Nous ferons d'abord observer que le pouvoir de transgresser la loi et par conséquent de faire le mal n'appartient pas du tout à l'essence de la liberté : pouvoir transgresser la loi est une imperfection et un défaut, tandis que la liberté est une perfection; or jamais l'imperfection ne peut être de l'essence de la perfection. Dieu est libre, les bienheureux qui jouissent de la vision de Dieu dans le ciel sont libres, et là assurément le pouvoir de faire le mal n'existe point (2). « Voilà, dit Bossuet, dans ma liberté un trait défectueux, qui est de pouvoir mal faire; ce trait ne me vient pas de Dieu, mais il me vient du néant dont je suis tiré. Dans ce défaut, je dégénère de Dieu qui m'a fait; car Dieu ne peut vouloir le mal... Mon Dieu, voilà le défaut et le caractère de la créature! Je ne suis pas une image et ressemblance parfaite de Dieu, je suis seulement fait à l'image : j'en ai quelque trait, mais parce que je suis, je n'ai pas tout et on m'a tourné à la ressemblance, mais je ne suis pas une ressemblance, puisqu'enfin je puis pécher.

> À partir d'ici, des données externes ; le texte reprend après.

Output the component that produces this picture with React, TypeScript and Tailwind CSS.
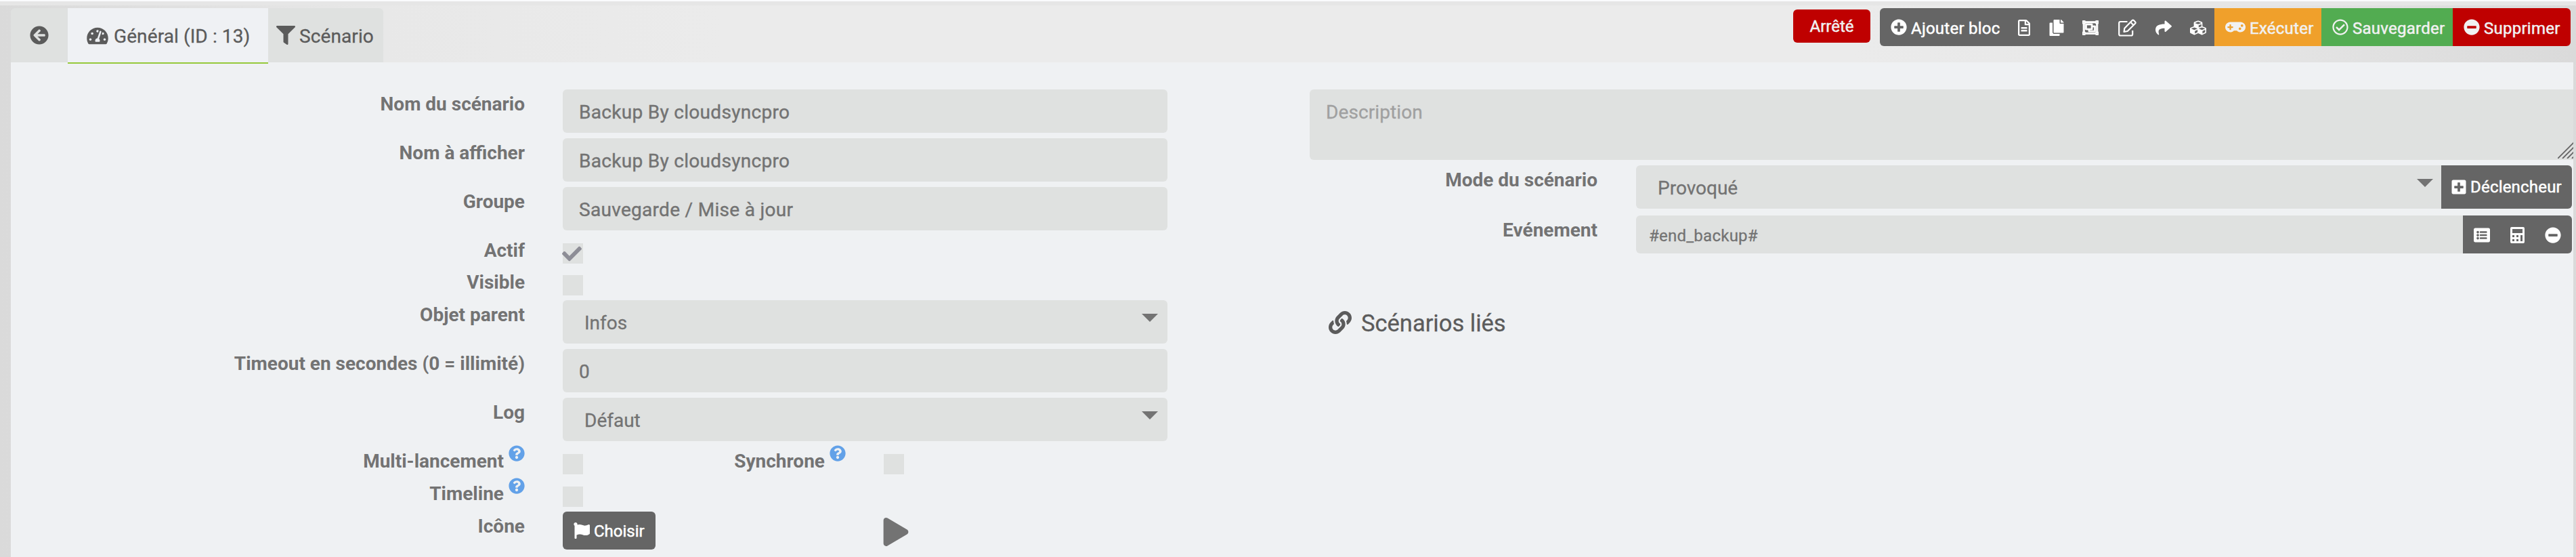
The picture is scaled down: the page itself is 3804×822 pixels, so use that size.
import type { ReactNode } from 'react';
import {
  FaArrowCircleLeft, FaTachometerAlt, FaFilter, FaPlusCircle, FaRegFileAlt, FaCopy, FaRegObjectGroup,
  FaShare, FaCubes, FaGamepad, FaRegCheckCircle, FaMinusCircle, FaQuestionCircle, FaFlag, FaPlay,
  FaPlusSquare, FaListAlt, FaLink, FaCheck,
} from 'react-icons/fa';

function EditIcon() {
  return (
    <svg viewBox="0 0 27 26" className="h-[26px] w-[27px]" fill="none" stroke="currentColor" strokeWidth="2.2" strokeLinejoin="round">
      <path d="M13.5 4H3.2Q1.2 4 1.2 6v16.500Q1.200 24.500 3.200 24.500h16Q21.200 24.500 21.200 22.500V17" />
      <path d="M8.500 18.800l.8-5L20.500 2.300q1.300-1.200 2.600 0l1.900 1.900q1.200 1.300 0 2.600L13.700 18z" />
      <path d="M18.300 4.800l4.400 4.400" />
    </svg>
  );
}

function CalcIcon() {
  return (
    <svg viewBox="0 0 21 24" className="h-6 w-[21px]" fill="currentColor" fillRule="evenodd">
      <path d="M2 0h17q2 0 2 2v20q0 2-2 2H2q-2 0-2-2V2Q0 0 2 0zM3 3v6h15V3zM3 12v3h3v-3zM9 12v3h3v-3zM15 12v9h3v-9zM3 18v3h3v-3zM9 18v3h3v-3z" />
    </svg>
  );
}

function Row({ label, h, help, children }: { label: string; h: string; help?: boolean; children?: ReactNode }) {
  return (
    <div className={`flex ${h}`}>
      <div className="flex w-[759px] shrink-0 justify-end gap-[7px] text-[28px] leading-[43px] font-bold">
        <span>{label}</span>
        {help && <FaQuestionCircle className="-mt-[2px] size-6 text-[#62a1e8]" />}
      </div>
      <div className="ml-14 flex w-[893px] items-start">{children}</div>
    </div>
  );
}

function Input({ children }: { children: ReactNode }) {
  return (
    <div className="h-16 w-full rounded-md bg-[#dfe1e0] px-6 pt-[2px] text-[28px] leading-[63px] tracking-[0.3px] [-webkit-text-stroke:0.4px]">
      {children}
    </div>
  );
}

function Select({ children }: { children: ReactNode }) {
  return (
    <div className="flex h-16 w-full justify-between rounded-md bg-[#dfe1e0] pt-[2px] pr-[14px] pl-8 text-[28px] leading-[63px] [-webkit-text-stroke:0.3px]">
      <span>{children}</span>
      <Caret />
    </div>
  );
}

function Caret() {
  return (
    <svg viewBox="0 0 24 12" className="mt-[18px] h-3 w-6" fill="currentColor">
      <path d="M0 0h24L12 12z" />
    </svg>
  );
}

function Box({ on }: { on?: boolean }) {
  return (
    <div className="mt-[11px] flex size-[30px] shrink-0 items-center bg-[#dfe1e0]">
      {on && <FaCheck className="-ml-[1px] size-[29px] text-[#8d8d96]" />}
    </div>
  );
}

export default function App() {
  return (
    <div className="flex h-[822px] w-[3804px] flex-col overflow-hidden bg-[linear-gradient(to_right,#dadada_0%,#e8e8e8_15%,#ebebeb_28%,#ebebeb_72%,#e6e6e6_86%,#dadada_100%)] font-[Roboto,sans-serif] text-[#737373]">
      <div className="h-2 shrink-0 border-t-2 border-[#fafbfd] bg-[#e6e6e6]" />
      <div className="flex h-[84px] shrink-0 items-start pt-1 pr-2 pl-4">
        <div className="flex text-[28px] tracking-[0.1px] text-[#5b5b5b]">
          <div className="flex h-20 w-21 items-center justify-center rounded-tl-md bg-[#dfe1e0]">
            <FaArrowCircleLeft className="size-7" />
          </div>
          <div className="relative z-10 flex h-[82px] w-[296px] items-center gap-2 border-b-2 border-[#96c93a] bg-[#eff1f4] pt-[1px] pl-7">
            <FaTachometerAlt className="h-7 w-8" />
            <span className="pt-[2px] [-webkit-text-stroke:0.3px]">Général (ID : 13)</span>
          </div>
          <div className="flex h-20 w-[170px] items-center gap-[6px] rounded-tr-md bg-[#dfe1e0] pl-3">
            <FaFilter className="size-7" />
            <span className="pt-[3px] [-webkit-text-stroke:0.3px]">Scénario</span>
          </div>
        </div>

        <div className="ml-auto flex items-start text-[24px] tracking-[0.25px] text-[#f1f1f1] [-webkit-text-stroke:0.5px]">
          <div className="mt-[2px] mr-[14px] h-[49px] w-[114px] rounded-md bg-[#bf0000] text-center leading-[51px] tracking-normal">Arrêté</div>
          <div className="flex h-14 overflow-hidden rounded-md">
            <div className="flex w-[188px] items-center gap-[6px] bg-[#656565] pl-4 text-white">
              <FaPlusCircle className="size-6" />
              <span className="pt-[3px]">Ajouter bloc</span>
            </div>
            <div className="flex items-center bg-[#656565] pt-[1px] text-white">
              <div className="flex w-[49px] justify-center"><FaRegFileAlt className="size-6" /></div>
              <div className="flex w-[47px] justify-center"><FaCopy className="size-6" /></div>
              <div className="flex w-[54px] justify-center"><FaRegObjectGroup className="size-6" stroke="currentColor" strokeWidth="18" /></div>
              <div className="flex w-[54px] justify-center"><EditIcon /></div>
              <div className="flex w-[53px] justify-center"><FaShare className="size-6" /></div>
              <div className="flex w-[49px] justify-center"><FaCubes className="size-6" /></div>
            </div>
            <div className="flex w-[158px] items-center gap-[6px] bg-[#f0a02b] pl-4">
              <FaGamepad className="h-6 w-[30px]" />
              <span className="pt-[3px]">Exécuter</span>
            </div>
            <div className="flex w-[194px] items-center gap-[6px] bg-[#52ac51] pl-4">
              <FaRegCheckCircle className="size-6" />
              <span className="pt-[3px]">Sauvegarder</span>
            </div>
            <div className="flex w-[174px] items-center gap-[6px] bg-[#bf0000] pl-4">
              <FaMinusCircle className="size-6" />
              <span className="pt-[3px]">Supprimer</span>
            </div>
          </div>
        </div>
      </div>

      <div className="mr-1 ml-4 flex flex-1 bg-[#eff1f3] pt-10">
        <div className="w-[1708px] shrink-0">
          <Row label="Nom du scénario" h="h-[72px]"><Input>Backup By cloudsyncpro</Input></Row>
          <Row label="Nom à afficher" h="h-[72px]"><Input>Backup By cloudsyncpro</Input></Row>
          <Row label="Groupe" h="h-[72px]"><Input>Sauvegarde / Mise à jour</Input></Row>
          <Row label="Actif" h="h-[47px]"><Box on /></Row>
          <Row label="Visible" h="h-[48px]"><Box /></Row>
          <Row label="Objet parent" h="h-[72px]"><Select>Infos</Select></Row>
          <Row label="Timeout en secondes (0 = illimité)" h="h-[72px]"><Input>0</Input></Row>
          <Row label="Log" h="h-[72px]"><Select>Défaut</Select></Row>
          <Row label="Multi-lancement" h="h-[48px]" help>
            <Box />
            <div className="flex w-[388px] shrink-0 justify-end gap-[7px] text-[28px] leading-[43px] font-bold">
              <span>Synchrone</span>
              <FaQuestionCircle className="-mt-[2px] size-6 text-[#62a1e8]" />
            </div>
            <div className="ml-14"><Box /></div>
          </Row>
          <Row label="Timeline" h="h-[48px]" help><Box /></Row>
          <Row label="Icône" h="h-[67px]">
            <div className="flex h-14 w-[137px] shrink-0 items-center gap-[6px] rounded-md bg-[#656565] pl-4 text-[24px] text-white [-webkit-text-stroke:0.5px]">
              <FaFlag className="size-6" />
              <span className="pt-[2px]">Choisir</span>
            </div>
            <FaPlay className="mt-[9px] ml-[334px] h-[42px] w-[42px]" />
          </Row>
        </div>

        <div className="ml-[210px] flex min-w-0 flex-1 flex-col">
          <div className="flex h-[104px] items-end justify-between rounded-l-md bg-[#dfe1e0] pl-6 text-[28px] text-[#a0a0a0]">
            <span className="h-[102px] leading-[63px] tracking-[0.1px] [-webkit-text-stroke:0.3px]">Description</span>
            <svg viewBox="0 0 23 24" className="mb-[2px] h-6 w-[23px] text-[#656565]" stroke="currentColor" strokeWidth="1.8">
              <path d="M0 24L24 0M7 24L31 0M14 24L38 0M21 24L45 0" />
            </svg>
          </div>
          <div className="mt-2 flex">
            <div className="w-[425px] shrink-0 text-right text-[28px] leading-[43px] font-bold">Mode du scénario</div>
            <div className="ml-[57px] flex h-16 w-[1189px] shrink-0 justify-between rounded-l-md bg-[#dfe1e0] pt-[2px] pr-3 pl-8 text-[28px] leading-[63px] [-webkit-text-stroke:0.3px]">
              <span>Provoqué</span>
              <Caret />
            </div>
            <div className="flex h-16 w-[193px] shrink-0 items-center gap-[5px] rounded-r-md bg-[#656565] pl-[14px] text-[24px] tracking-[0.2px] text-white [-webkit-text-stroke:0.5px]">
              <FaPlusSquare className="size-6" />
              <span>Déclencheur</span>
            </div>
          </div>
          <div className="mt-[10px] flex">
            <div className="w-[425px] shrink-0 text-right text-[28px] leading-[43px] font-bold">Evénement</div>
            <div className="ml-[57px] h-14 w-[1221px] shrink-0 rounded-l-md bg-[#dfe1e0] pt-[2px] pl-[19px] text-[24px] leading-[56px] tracking-[0.25px] [-webkit-text-stroke:0.3px]">#end_backup#</div>
            <div className="flex h-14 w-[161px] shrink-0 items-center rounded-r-md bg-[#656565] pt-[2px] pl-4 text-white">
              <FaListAlt className="size-6" />
              <div className="ml-[30px]"><CalcIcon /></div>
              <FaMinusCircle className="ml-[30px] size-6" />
            </div>
          </div>
          <div className="mt-[76px] ml-7 flex items-center gap-[14px] text-[34.5px] leading-[50px] text-[#5b5b5b]">
            <FaLink className="size-[34px]" />
            <span className="pt-[2px] [-webkit-text-stroke:0.3px]">Scénarios liés</span>
          </div>
        </div>
      </div>
    </div>
  );
}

Je tombe dans le défaut par mille endroits...; mais l'endroit où je dégénère le plus, le faible, et, pour ainsi dire, la honte de ma nature, c'est que je puisse pécher (3).

:

Il est donc permis de dire que non-seulement le pouvoir de transgresser la loi n'appartient point à l'essence de la liberté,

(1); « Patet quod libertas arbitrii, sive facultas quæ dicitur liberum arbitrium, in ratione inchoatur, et in voluntate consummatur. Et quoniam penes illud principaliter residet, penes quod consummatur, ideo principaliter libertas arbitrii... in voluntate consistit. » In lib. II Sentent. dist. 25, p. 1, q. 6.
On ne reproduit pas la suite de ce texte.